On our third night, Red proposed the idea of us hot boxing and heading to Waffle House. I had never hot boxed before but I couldn’t tell my new friends that. As we shuffled out to Rusty’s Rav4 we discussed the plan. Red needed to stop at the gas station neighboring our school, as it was the only place to buy papers on the way to our destination.

It seemed like everything happened in fast forward from the gas station. Before I knew it we were cruising down an unfamiliar road surrounded by trees. The smell of weed began to fill the car so I knew it was only a matter of time before the rotation would come me. When it was my turn Rusty passed a blunt that was as thick as a pencil but about 10 inches long. I hadn’t thought of my asthma since I was 11 but suddenly it was my first preoccupation. As I put the blunt to my lips and inhaled, my chest immediately tightened. I tried to remain composed but I felt like every particle of oxygen had been sucked from my lungs. I coughed and coughed and coughed. I passed the blunt towards the back seat and hoped that this feeling would pass. Soon my struggle subsided and replaced by one of the best feelings I had ever felt. I was back in rotation before I knew it. As we pulled into the Waffle House parking lot, my entire world began to spin. As I got out-of the car,the cold air hit my skin. Walking was so hard for me but I made it inside to the best sausage gravy and biscuits that I had ever had, up to this point.

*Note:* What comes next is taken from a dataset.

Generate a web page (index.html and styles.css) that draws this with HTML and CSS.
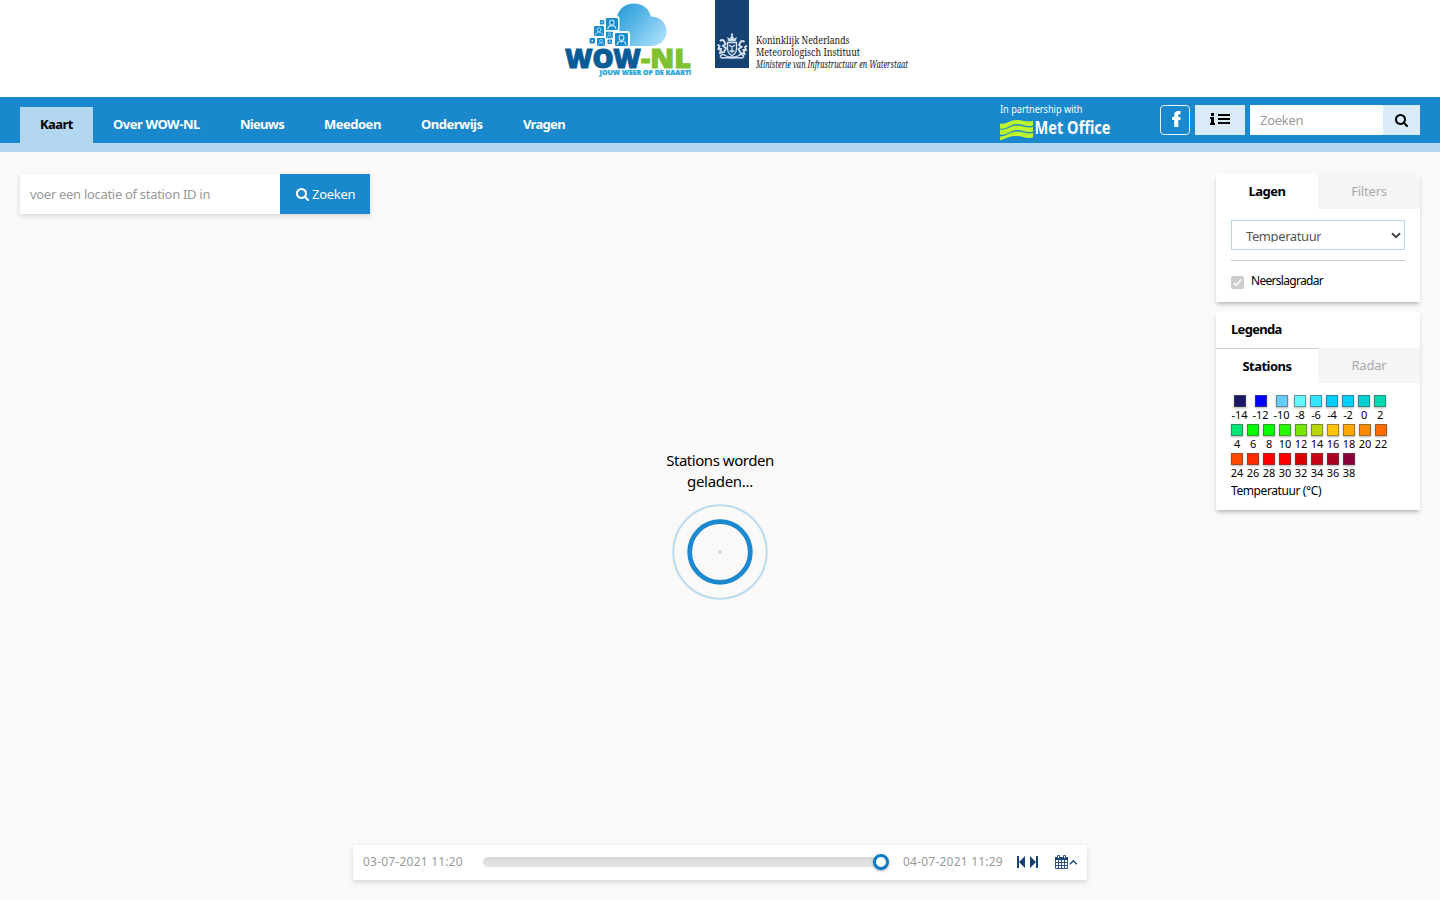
FILE: index.html
```html
<!DOCTYPE html>
<html lang="nl">
<head>
<meta charset="utf-8">
<title>WOW-NL</title>
<link rel="stylesheet" href="styles.css">
</head>
<body>
<svg width="0" height="0" class="defs" aria-hidden="true">
  <defs>
    <symbol id="search" viewBox="0 128 1664 1664"><path d="M1152 832q0-185-131.5-316.5t-316.5-131.5-316.5 131.5-131.5 316.5 131.5 316.5 316.5 131.5 316.5-131.5 131.5-316.5zm512 832q0 52-38 90t-90 38q-54 0-90-38l-343-342q-179 124-399 124-143 0-273.5-55.5t-225-150-150-225-55.5-273.5 55.5-273.5 150-225 225-150 273.5-55.5 273.5 55.5 225 150 150 225 55.5 273.5q0 220-124 399l343 343q37 37 37 90z"/></symbol>
    <symbol id="person" viewBox="0 0 12 12"><rect width="12" height="12" rx="1.2" fill="#1a8bcd"/><g fill="none" stroke="#c4e8f9" stroke-width="1"><ellipse cx="6" cy="4.400" rx="2.200" ry="2.500"/><path d="M2 11c0-2.600 1.500-3.300 3-3.700l1 .9 1-.9c1.500.4 3 1.100 3 3.700"/></g></symbol>
  </defs>
</svg>
<header class="brand">
  <svg class="logo-wow" width="134" height="84" viewBox="0 0 134 84">
    <defs><linearGradient id="sky" x1="0" y1="0" x2="1" y2=".7"><stop offset="0" stop-color="#2295d2"/><stop offset=".5" stop-color="#5bb8e7"/><stop offset="1" stop-color="#a4dcfb"/></linearGradient></defs>
    <path d="M54 46h36c9 0 15.500-6.500 15.500-14.500C105.500 23 99 16.500 90 16.500 88 8.500 81.500 3.500 73 3.500c-9 0-16 6-17 14z" fill="url(#sky)"/>
    <path d="M40 16h15.500q3 0 3 3v12H66q3 0 3 3v12H40z" fill="#fff"/>
    <use href="#person" x="44.700" y="18" width="12.300" height="12.300"/>
    <use href="#person" x="33" y="26" width="10" height="10"/>
    <use href="#person" x="54" y="33" width="13" height="13"/>
    <use href="#person" x="36" y="38" width="8" height="8"/>
    <use href="#person" x="44.900" y="31.500" width="7" height="7"/>
    <g fill="#1a8bcd"><rect x="38.800" y="20" width="4.500" height="4.500" rx="1"/><rect x="28.500" y="38" width="5.500" height="5.500" rx="1"/><rect x="46.500" y="39.500" width="4.500" height="4.500" rx="1"/></g>
    <g fill="#c4e8f9"><rect x="40.300" y="21.500" width="1.500" height="1.500"/><rect x="30.500" y="40" width="1.500" height="1.500"/><rect x="48" y="41" width="1.500" height="1.500"/></g>
    <g class="logo-word"><text x="4" y="68.200" textLength="76" lengthAdjust="spacingAndGlyphs" fill="#075b96" stroke="#075b96">WOW</text><text x="80" y="68.200" textLength="50" lengthAdjust="spacingAndGlyphs" fill="#7fc231" stroke="#7fc231">-NL</text></g>
    <text class="logo-tag" x="38.500" y="75" textLength="91.500" lengthAdjust="spacingAndGlyphs">JOUW WEER OP DE KAART!</text>
  </svg>
  <svg class="logo-knmi" width="210" height="80" viewBox="0 0 210 80">
    <path d="M0 0h34v68H0z" fill="#174374"/>
    <g fill="none" stroke="#d5e1ef" stroke-width="1.300">
      <path d="M12.500 42.500h9v6q0 5-4.500 7-4.500-2-4.500-7z"/>
      <path d="M14 45l3 2 3-2m-3 2v6m-2.500-2h5"/>
      <path d="M5 56q3-3 6 0 3 1 6 1t6-1q3-3 6 0m-24 0l1.500 2q5-.5 10.500 0 5.500-.5 10.500 0l1.500-2"/>
      <path d="M5 41q2-2 4 0l1.500 3-2.500 2 3 2-2 4-4 1 1-4-2.500 0 1-3-2-1.500m27-2.500q-2-2-4 0l-1.500 3 2.500 2-3 2 2 4 4 1-1-4 2.500 0-1-3 2-1.500" stroke-width="1.900"/>
      <path d="M13.500 41l-1-3.500 2.500 1.500 2-4 2 4 2.500-1.500-1 3.500z" fill="#d5e1ef" stroke-width=".6"/>
      <path d="M17 33v3m-1.200-1.500h2.400" stroke-width="1"/>
    </g>
    <g class="knmi-text">
      <text x="41" y="44.200" textLength="93.500" lengthAdjust="spacingAndGlyphs">Koninklijk Nederlands</text>
      <text x="41" y="56" textLength="104" lengthAdjust="spacingAndGlyphs">Meteorologisch Instituut</text>
      <text x="41" y="67.500" font-style="italic" textLength="152" lengthAdjust="spacingAndGlyphs">Ministerie van Infrastructuur en Waterstaat</text>
    </g>
  </svg>
</header>
<nav class="navbar">
  <div class="menu">
    <a class="tab active w33">Kaart</a><a class="tab w87">Over WOW-NL</a><a class="tab w44">Nieuws</a><a class="tab w57">Meedoen</a><a class="tab w62">Onderwijs</a><a class="tab w42">Vragen</a>
  </div>
  <div class="tools">
    <svg class="metoffice" width="120" height="38" viewBox="0 0 120 38">
      <text class="met-small" x="0" y="8" textLength="82.500" lengthAdjust="spacingAndGlyphs">In partnership with</text>
      <path d="M0 18.500C6 20 9 15 17 15c6 0 9 2.500 16 1v4.500c-7 2-10-1.500-16-1.500-7 0-10 6-17 4.500zm0 6C7 26 9 20.500 17 20.500c6 0 9 3 16 1.500v4.500c-7 2-10-1.500-16-1.500-7 0-10 6-17 4.500zm0 7C7 31.500 9 26.500 17 26.500c6 0 9 3 16 1.500v4.500c-7 2-10-1.500-16-1.500-7 0-10 2-17 4.500z" fill="#bdf52c"/>
      <text class="met-big" x="34.500" y="29" textLength="76" lengthAdjust="spacingAndGlyphs">Met Office</text>
    </svg>
    <a class="facebook"><svg width="9" height="16" viewBox="0 0 9 16"><path d="M8.500 0v3.200H7Q6.300 3.200 6.300 4.300V6h2.200v3H6.300v7H2.200V9H0V6h2.200V4Q2.200 0 6.200 0z"/></svg></a>
    <a class="info"><svg width="21" height="12" viewBox="0 0 21 12"><path d="M1 0h3v3H1zM0 4h4v6h1v2H0v-2h1V6H0zM8 1h12v2H8zM8 5h12v2H8zM8 9h12v2H8z"/></svg></a>
    <div class="sitesearch"><span class="hint">Zoeken</span><a class="go"><svg width="13" height="13"><use href="#search"/></svg></a></div>
  </div>
</nav>
<main class="map">
  <div class="location">
    <div class="field">voer een locatie of station ID in</div>
    <div class="button"><svg width="13" height="13"><use href="#search"/></svg><span>Zoeken</span></div>
  </div>
  <div class="loader">
    <p><span class="ln1">Stations worden</span><br><span class="ln2">geladen...</span></p>
    <svg width="96" height="96" viewBox="0 0 96 96" fill="none"><circle cx="48" cy="48" r="46.700" stroke="#bbdaef" stroke-width="2"/><circle cx="48" cy="48" r="30.300" stroke="#1b88cf" stroke-width="4.800"/><circle cx="48" cy="48" r="1.900" fill="#bedcef"/></svg>
  </div>
  <aside class="side">
    <section class="card layers">
      <div class="tabs"><span class="on">Lagen</span><span class="off">Filters</span></div>
      <div class="body">
        <div class="select"><span>Temperatuur</span><svg width="10" height="7" viewBox="0 0 10 7"><path d="M1 1.200l4 4 4-4" fill="none" stroke="#444" stroke-width="2"/></svg></div>
        <div class="check"><svg width="13" height="13" viewBox="0 0 13 13"><rect width="13" height="13" rx="2" fill="#ccc"/><path d="M2.800 6.800l2.500 2.500 5-6" fill="none" stroke="#f4f4f4" stroke-width="1.800"/></svg><span>Neerslagradar</span></div>
      </div>
    </section>
    <section class="card legend">
      <h2>Legenda</h2>
      <div class="tabs"><span class="on line">Stations</span><span class="off">Radar</span></div>
      <div class="scale">
        <div class="row"><i class="wide c1">-14</i><i class="wide c2">-12</i><i class="wide c3">-10</i><i class="c4">-8</i><i class="c5">-6</i><i class="c6">-4</i><i class="c7">-2</i><i class="c8">0</i><i class="c9">2</i></div>
        <div class="row"><i class="c10">4</i><i class="c11">6</i><i class="c12">8</i><i class="c13">10</i><i class="c14">12</i><i class="c15">14</i><i class="c16">16</i><i class="c17">18</i><i class="c18">20</i><i class="c19">22</i></div>
        <div class="row"><i class="c20">24</i><i class="c21">26</i><i class="c22">28</i><i class="c23">30</i><i class="c24">32</i><i class="c25">34</i><i class="c26">36</i><i class="c27">38</i></div>
        <p class="unit">Temperatuur (°C)</p>
      </div>
    </section>
  </aside>
  <div class="timeline">
    <span class="time">03-07-2021 11:20</span>
    <div class="track"><b class="knob"></b></div>
    <span class="time">04-07-2021 11:29</span>
    <svg class="steps" width="22" height="12" viewBox="0 0 22 12"><path d="M0 0h2v12H0zM8 0v12L2 6zM13 0v12l6-6zM19 0h2v12h-2z"/></svg>
    <svg class="calendar" width="23" height="14" viewBox="0 0 23 14"><path d="M.5 3.500v10h12v-10zM.5 7.500h12M.5 10.500h12M3.500 5v8.500M6.500 5v8.500M9.500 5v8.500" fill="none" stroke="#174374" stroke-width=".9"/><path d="M0 2h13v3H0z" fill="#174374"/><path d="M2.500.5h2v3h-2zM8.500.5h2v3h-2z" fill="#fff" stroke="#174374" stroke-width=".9"/><path d="M14.800 9.200l3.500-3.500 3.500 3.500" fill="none" stroke="#174374" stroke-width="1.300"/></svg>
  </div>
</main>
</body>
</html>
```
FILE: styles.css
```css
* { box-sizing: border-box; }
body { margin: 0; height: 900px; overflow: hidden; display: flex; flex-direction: column; background: #faf9f7; font: 13px/20px "Noto Sans", sans-serif; color: #000; }
p, h2 { margin: 0; }
svg { display: block; flex: none; overflow: visible; }
.defs { position: absolute; }
.brand { height: 97px; flex: none; background: #fff; display: flex; padding-left: 561px; gap: 20px; }
.logo-word { font: 900 27px "Noto Sans", sans-serif; stroke-width: 1; }
.logo-tag { font: 900 6.500px "Noto Sans", sans-serif; fill: #29a5df; stroke: #29a5df; stroke-width: .2; }
.knmi-text { font: 10.500px "Noto Serif", "Liberation Serif", serif; fill: #222; }

.navbar { height: 55px; flex: none; background: #1a88cd; border-bottom: 9px solid #b3d7ef; display: flex; justify-content: space-between; padding: 0 20px; }
.menu { display: flex; padding-top: 10px; }
.tab { color: #fff; font-weight: bold; height: 36px; line-height: 35px; padding: 0 20px; box-sizing: content-box; white-space: nowrap; }
.active { color: #000; background: #b3d7ef; }
.w33 { width: 33px; letter-spacing: -.55px; }
.w87 { width: 87px; letter-spacing: -.45px; }
.w44 { width: 44px; letter-spacing: -.7px; }
.w57 { width: 57px; letter-spacing: -.5px; }
.w62 { width: 62px; letter-spacing: -.5px; }
.w42 { width: 42px; letter-spacing: -.7px; }
.tools { display: flex; padding-top: 8px; }
.metoffice { margin-right: 40px; fill: #fff; }
.met-small { font: 10px "Noto Sans", sans-serif; }
.met-big { font: bold 17px "Noto Sans", sans-serif; }
.facebook { width: 30px; height: 30px; border: 1.500px solid #e8f4fb; border-radius: 4px; margin-right: 5px; padding: 5px 0 0 11px; fill: #fff; }
.info { width: 50px; height: 30px; background: #d9ebf7; margin-right: 5px; padding: 8px 0 0 15px; }
.sitesearch { width: 170px; height: 30px; background: #fff; display: flex; justify-content: space-between; }
.hint { color: #999; line-height: 31px; padding-left: 10px; letter-spacing: -.3px; }
.go { width: 37px; background: #d9ebf7; padding: 9px 0 0 12px; }

.map { flex: 1; display: grid; grid-template-columns: 350px 1fr 204px; grid-template-rows: 671px 35px; padding: 22px 20px 20px; }
.location { display: flex; width: 350px; height: 40px; box-shadow: 0 2px 5px rgba(0,0,0,.15); }
.field { width: 260px; background: #fff; color: #999; line-height: 41px; padding-left: 10px; letter-spacing: -.3px; white-space: nowrap; }
.button { width: 90px; background: #1a88cd; color: #fff; fill: #fff; display: flex; align-items: center; padding-left: 16px; gap: 3px; letter-spacing: -.3px; }
.loader { padding: 276px 0 0 217px; width: 483px; display: flex; flex-direction: column; align-items: center; text-align: center; font-size: 15px; line-height: 21px; gap: 12px; }
.ln1 { letter-spacing: -.45px; }
.ln2 { letter-spacing: -.3px; }

.side { display: flex; flex-direction: column; gap: 10px; }
.card { background: #fff; box-shadow: 0 3px 4px -1px rgba(0,0,0,.28); }
.layers { height: 128px; }
.legend { height: 198px; }
.tabs { display: flex; height: 35px; line-height: 35px; text-align: center; }
.tabs span { width: 102px; }
.on { font-weight: bold; letter-spacing: -.5px; }
.line { border-top: 1px solid #ccc; }
.off { background: #f5f5f5; color: #aaa; letter-spacing: -.2px; }
.body { padding: 11px 15px 0; }
.select { height: 30px; border: 1px solid #b3d7ef; display: flex; justify-content: space-between; padding: 11px 3px 0 14px; color: #555; }
.select span { line-height: 20px; margin-top: -6px; height: 16px; overflow: hidden; letter-spacing: -.4px; }
.check { border-top: 1px solid #ccc; margin-top: 10px; padding-top: 10px; display: flex; gap: 7px; font-size: 12px; letter-spacing: -.7px; }
.check svg { margin-top: 5px; }
.legend h2 { font-size: 13px; line-height: 35px; height: 36px; padding-left: 15px; letter-spacing: -.7px; }
.scale { padding: 12px 15px 0; }
.row { display: flex; height: 29px; }
.row i { width: 16px; margin-left: -2px; font: 11px/16px "Noto Sans", sans-serif; display: flex; flex-direction: column; align-items: center; letter-spacing: -.1px; }
.row i + i { margin-left: 0; }
.row i.wide { width: 21px; }
.row i::before { content: ""; box-sizing: border-box; width: 12px; height: 12px; flex: none; background: var(--c); border: 1px solid rgba(80,80,80,.55); box-shadow: 0 1px 2px rgba(0,0,0,.3); }
.unit { font-size: 12px; line-height: 18px; letter-spacing: -.4px; }
.c1{--c:#191966}.c2{--c:#00f}.c3{--c:#66ccff}.c4{--c:#66f5ff}.c5{--c:#33e4ff}.c6{--c:#0cf}.c7{--c:#00d0ff}.c8{--c:#00ced1}.c9{--c:#00d9b0}
.c10{--c:#00e673}.c11{--c:#0f0}.c12{--c:#0f0}.c13{--c:#2bf900}.c14{--c:#77e600}.c15{--c:#b9d600}.c16{--c:#ffc400}.c17{--c:#ffa800}.c18{--c:#ff8c00}.c19{--c:#ff6a00}
.c20{--c:#ff4b00}.c21{--c:#ff2a00}.c22{--c:#f00}.c23{--c:#f00}.c24{--c:#d90000}.c25{--c:#c80013}.c26{--c:#aa0022}.c27{--c:#8b0037}

.timeline { grid-column: 1 / -1; justify-self: center; width: 734px; height: 35px; background: #fff; box-shadow: 0 2px 5px rgba(0,0,0,.15); display: flex; align-items: center; padding: 0 0 1px 10px; color: #999; fill: #174374; }
.time { width: 100px; font-size: 12px; line-height: 34px; height: 34px; white-space: nowrap; letter-spacing: .22px; }
.track { width: 400px; height: 10px; margin: 0 20px; border-radius: 5px; background: linear-gradient(#d8d8d8, #e6e6e6); display: flex; justify-content: flex-end; align-items: center; }
.knob { width: 16px; height: 16px; margin-right: -6px; border: 3px solid #0b7bc4; border-radius: 50%; background: #fff; box-shadow: 0 1px 3px rgba(0,0,0,.3); }
.steps { margin-left: 14px; }
.calendar { margin-left: 16px; }
```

Needless to say, that is the night fell in love with Mary Jane.

The Marching Hammers

I have stoner hippie parents who introduced me to Cannabis at a younger than socially acceptable. It all started with my younger brother as he had discovered weed through the neighborhood kids. He started selling, and, of course, my parents found out. Amazingly, this led to us smoking as a family. My parents had enough experience in life to know that it was safer to smoke with them rather than risk someone taking advantage of us. My dad knew exactly how he was going to introduce me to weed. We sat down in the evening and put on the movie Pink Floyd The Wall. He had played Pink Floyd for me as a child, along with other classic heavy metal bands such as Ozzie. As smoke filled our living room we became more united as a family. I felt so high that the only thing that actually stuck with me is the music and marching hammers. Smoking became a family habit. This never stopped us from doing well in life. I finished high school with a respectable GPA, played two sports, work, and have a social life. I learned the importance of family and we generally enjoyed spending time together.